__Prompt__. How many lines in the records below contain the word "this"? Give only the number.

__Record extracts__.
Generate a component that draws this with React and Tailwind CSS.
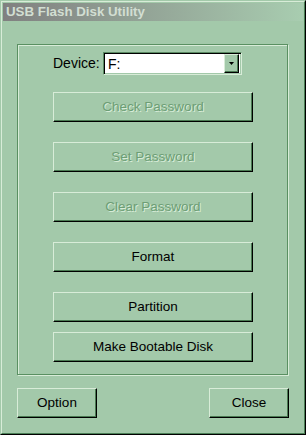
const BG = '#a3c9aa';

function Btn({ children, disabled, className = '' }) {
  return (
    <div
      className={`h-[30px] flex items-center justify-center border border-t-[#d8ecd8] border-l-[#d8ecd8] border-r-black border-b-black shadow-[inset_-1px_-1px_0_#4a7a52] text-[13.5px] ${
        disabled ? 'text-[#6d9e75] [text-shadow:1px_1px_0_#d8ecd8]' : 'text-black'
      } ${className}`}
    >
      {children}
    </div>
  );
}

export default function App() {
  return (
    <div className="w-[306px] h-[435px] bg-[#a3c9aa] border border-t-[#a3c9aa] border-l-[#a3c9aa] border-r-black border-b-black font-['Liberation_Sans',Arial,sans-serif]">
      <div className="h-full border border-t-[#d8ecd8] border-l-[#d8ecd8] border-r-[#4a7f55] border-b-[#4a7f55] p-px flex flex-col">
        <div className="h-[18px] bg-gradient-to-r from-[#808080] to-[#a8cdb0] text-[13.3px] font-bold text-[#d2ded2] pl-[3px] leading-[18px]">
          USB Flash Disk Utility
        </div>
        <div className="ml-[14px] mt-[23px] w-[271px] h-[331px] border border-[#5a9062] shadow-[1px_1px_0_#d8ecd8,inset_1px_1px_0_#d8ecd8] flex flex-col pl-[35px] pt-[7px]">
          <div className="flex items-center h-[23px]">
            <div className="w-[46px] text-right text-[14px] text-black whitespace-nowrap">Device:</div>
            <div className="ml-[4px] w-[139px] h-[23px] bg-white border border-t-[#5a8a62] border-l-[#5a8a62] border-r-[#d8ecd8] border-b-[#d8ecd8] shadow-[inset_1px_1px_0_#000,inset_-1px_-1px_0_#a3c9aa] flex items-center p-[2px]">
              <div className="flex-1 pl-[2px] text-[14px] text-black leading-none">F:</div>
              <div className="w-[15px] h-[19px] bg-[#a3c9aa] border border-t-[#d8ecd8] border-l-[#d8ecd8] border-r-black border-b-black shadow-[inset_-1px_-1px_0_#4a7a52] flex items-center justify-center">
                <svg width="5" height="3" viewBox="0 0 5 3">
                  <path d="M0 0H5L2.5 3Z" fill="#000" />
                </svg>
              </div>
            </div>
          </div>
          <Btn disabled className="w-[200px] mt-[17px]">Check Password</Btn>
          <Btn disabled className="w-[200px] mt-[20px]">Set Password</Btn>
          <Btn disabled className="w-[200px] mt-[20px]">Clear Password</Btn>
          <Btn className="w-[200px] mt-[20px]">Format</Btn>
          <Btn className="w-[200px] mt-[20px]">Partition</Btn>
          <Btn className="w-[200px] mt-[10px]">Make Bootable Disk</Btn>
        </div>
        <div className="ml-[14px] mt-[13px] w-[272px] flex justify-between">
          <Btn className="w-[80px]">Option</Btn>
          <Btn className="w-[80px]">Close</Btn>
        </div>
      </div>
    </div>
  );
}
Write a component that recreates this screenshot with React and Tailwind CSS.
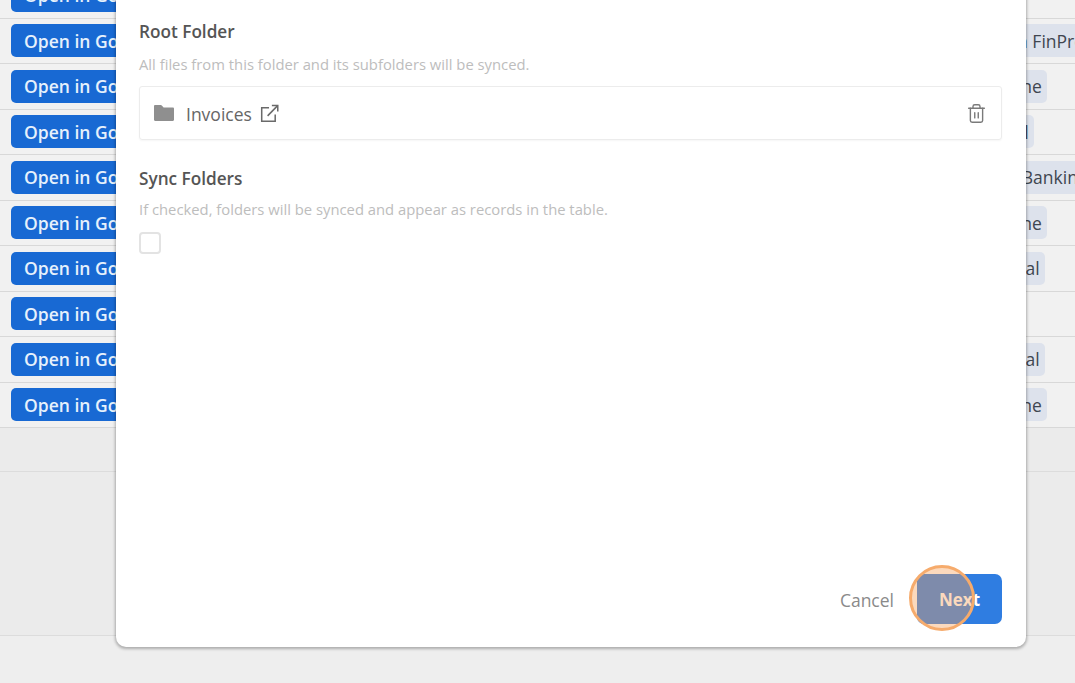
import React from 'react';
import { Trash2 } from 'lucide-react';

const rows = [
  { id: 0, tag: null },
  { id: 1, tag: 'Cash FinPro' },
  { id: 2, tag: 'Online' },
  { id: 3, tag: 'Total' },
  { id: 4, tag: 'Net Banking' },
  { id: 5, tag: 'Online' },
  { id: 6, tag: 'Rental' },
  { id: 7, tag: null },
  { id: 8, tag: 'Rental' },
  { id: 9, tag: 'Online' },
];

function Row({ tag }) {
  return (
    <div className="flex h-[45.5px] shrink-0 items-center border-b border-[#d8d8d8] bg-[#f1f1f1] pl-[11px]">
      <div className="w-[971px] shrink-0">
        <button className="h-[33px] w-[130px] overflow-hidden whitespace-nowrap rounded-[5px] bg-[#1869d3] pl-[13px] text-left text-[17.5px] font-semibold text-[#e6f1fc]">
          Open in Google Drive
        </button>
      </div>
      {tag && (
        <span className="flex h-[33px] shrink-0 items-center whitespace-nowrap rounded-[5px] bg-[#dde2ec] pl-[6px] pr-[5px] text-[17.5px] text-[#3f4650]">
          {tag}
        </span>
      )}
    </div>
  );
}

function FolderIcon() {
  return (
    <svg width="22" height="18" viewBox="0 0 22 18" fill="#8f8f8f">
      <path d="M1 2.2C1 1.5 1.5 1 2.2 1h5.6c.4 0 .7.2 1 .5L10.6 3.4h9.2c.7 0 1.2.5 1.2 1.2v11.2c0 .7-.5 1.2-1.2 1.2H2.2c-.7 0-1.2-.5-1.2-1.2V2.2z" />
    </svg>
  );
}

function OpenIcon() {
  return (
    <svg className="ml-[8px]" width="19" height="19" viewBox="0 0 20 20" fill="none" stroke="#6a6a6a" strokeWidth="1.6">
      <path d="M9.5 4H1.8v14.2H16V11" />
      <path d="M8 12.5 18.3 2" />
      <path d="M12.5 1.6h6.2v6.2" />
    </svg>
  );
}

export default function App() {
  return (
    <div className="relative h-[683px] w-[1075px] overflow-hidden bg-[#eeeeee] font-['Open_Sans',sans-serif]">
      <div className="-mt-[27px] flex flex-col">
        {rows.map((r) => (
          <Row key={r.id} tag={r.tag} />
        ))}
      </div>
      <div className="h-[44px] border-b border-[#dcdcdc] bg-[#ebebeb]" />
      <div className="h-[164px] border-b border-[#dcdcdc] bg-[#ebebeb]" />

      {/* modal */}
      <div className="absolute bottom-[36px] left-[116px] top-[-20px] flex w-[910px] flex-col rounded-b-[10px] bg-white pb-[23px] pl-[23px] pr-[24px] pt-[40px] shadow-[0_1px_3px_1px_rgba(0,0,0,0.28)]">
        <h3 className="text-[17.2px] font-semibold leading-[24px] text-[#555555]">Root Folder</h3>
        <p className="mt-[10px] text-[14.8px] leading-[20px] text-[#bdbdbd]">
          All files from this folder and its subfolders will be synced.
        </p>
        <div className="mt-[12px] flex h-[54px] items-center justify-between rounded-[3px] border border-[#ececec] pl-[13px] pr-[14px] shadow-[0_1px_2px_rgba(0,0,0,0.04)]">
          <div className="flex items-center">
            <FolderIcon />
            <span className="ml-[11px] pt-[2px] text-[17.5px] text-[#666666]">Invoices</span>
            <OpenIcon />
          </div>
          <Trash2 className="h-[21px] w-[21px] text-[#7a7a7a]" strokeWidth={1.6} />
        </div>
        <h3 className="mt-[27px] text-[17.2px] font-semibold leading-[24px] text-[#555555]">Sync Folders</h3>
        <p className="mt-[8px] text-[14.8px] leading-[20px] text-[#bdbdbd]">
          If checked, folders will be synced and appear as records in the table.
        </p>
        <div className="mt-[13px] h-[22px] w-[22px] rounded-[4px] border-2 border-[#e3e3e3] bg-white" />
        <div className="mt-auto flex items-center justify-end">
          <button className="mr-[23px] pt-[2px] text-[17.5px] text-[#8a8a8a]">Cancel</button>
          <button className="h-[50px] w-[85px] rounded-[7px] bg-[#2f7de1] pt-[2px] text-[17px] font-bold text-white">
            Next
          </button>
        </div>
      </div>

      {/* highlight ring over the Next button */}
      <div className="absolute left-[909px] top-[565px] h-[66px] w-[66px] rounded-full border-[3px] border-[#f6ab6c] bg-[#f5a05a]/40" />
    </div>
  );
}
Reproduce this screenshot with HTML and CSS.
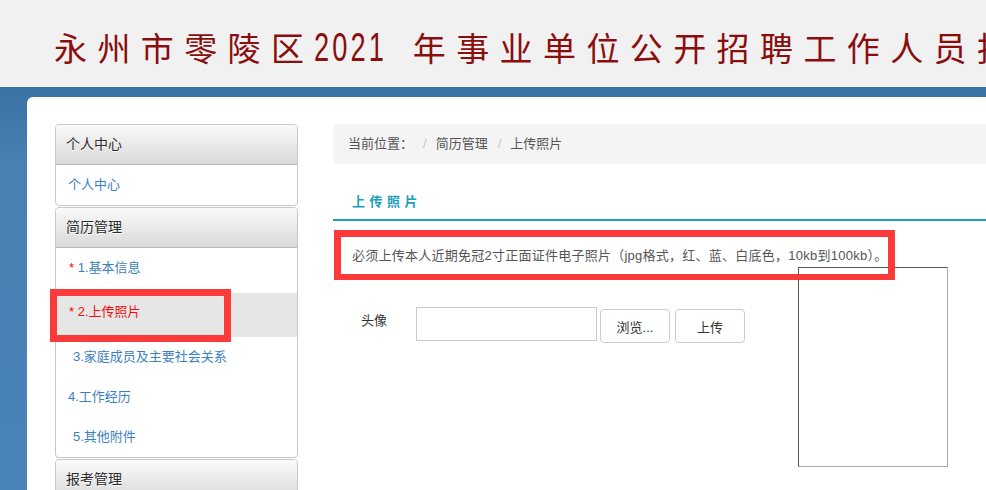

__Expected answer__. 4